La lettera del martire Qassem Soleimani alla figlia Fatima - 2
TEHERAN - “Mia cara, ho chiesto a Dio di riempire tutte le arterie del mio essere e i miei capillari del Suo amore. Che faccia traboccare la mia essenza del suo amore! Non ho scelto questa starda per uccidere le persone, sul campo non sono capace di vedere che nemmeno a una gallina venga tagliata la testa”.
Si legge nella lettera del generale iraniano, il martire Haj Qassem Soleimani,comandante delle Forze di Quds, il Corpo delle guardie della rivoluzione islamica dell’Iran, a sua figlia Fatima, riguardo al significato della vita, alla guerra sulla via di Dio e al desideriodel martirio in difesa degli oppressi e dei bambini terrorizzati nel mondo.
“Se ho impugnato le armi è stato solo per oppormi a coloro che uccidono le vite umane, non per uccidere.* Sento di essere come un soldato nella casa di ogni musulmano che si trova in pericolo e desidero che Dio mi dia la forza di difendere tutti gli oppressi del mondo. Non che io voglia offrire la mia vita per il caro Islam, che la mia anima nulla è di fronte ad esso, non per gli sciiti oppressi, che di certo sarebbe un onore, no, no... è invece per quel bimbo spaventato che non ha alcuna protezione e appoggio, per quella donna tremante con un lattante attaccato al petto, e per quel profugo in fuga che si è lasciato alle spalle una scia di sangue, che combatto.

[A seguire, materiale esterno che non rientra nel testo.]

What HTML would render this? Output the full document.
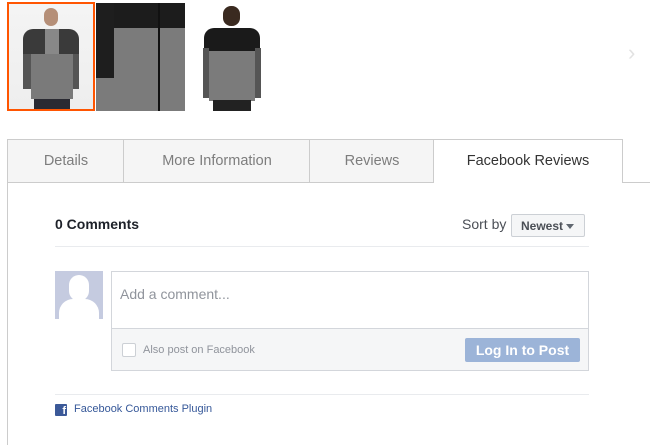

Mia cara io appartengo a quelle forze armate che non dormono e non devono dormire, cosicchè gli altri possano dormire tranquilli. Lascia che la mia tranquillità venga sacrificata per la loro e che dormano in pace. Cara figlia mia, voi nella mia casa vivete al sicuro e con dignità e onore. Cosa dovrei fare io per quella bambina senza protezione alcuna che non ha nessuno che le venga in aiuto e quel bimbo in lacrime che niente... niente possiede e che ha perso tutto ciò che aveva? Quindi voi fate voto di donarmi a lui.* Lasciate che io me ne vada, che me ne vada, che me ne vada. Come potrei restare quando tutti i miei compagni di carovana se ne sono andati e sono rimasto solo io.
Figlia mia, sono estremamente stanco. Sono trent’anni che non dormo, ma non ho più voglia di dormire. Io verso nei miei occhi il sale cosicchè le mie palpebre non si permettano di chiudersi, giammai in un momento di mia disattenzione venisse tagliata la gola a quell bimbo che non ha sostegno alcuno. Quando penso che quella bambina spaventata sei tu, è Narjes, è Zeynab, e quel ragazzo e quel giovane disteso in un mattatoio a cui viene tagliata la testa sono il mio Hoseyn o il mio Reza, cosa ti aspetti da me? Che stia a guardare, che non mi interessi, che faccia il commerciante? No io non posso vivere così”.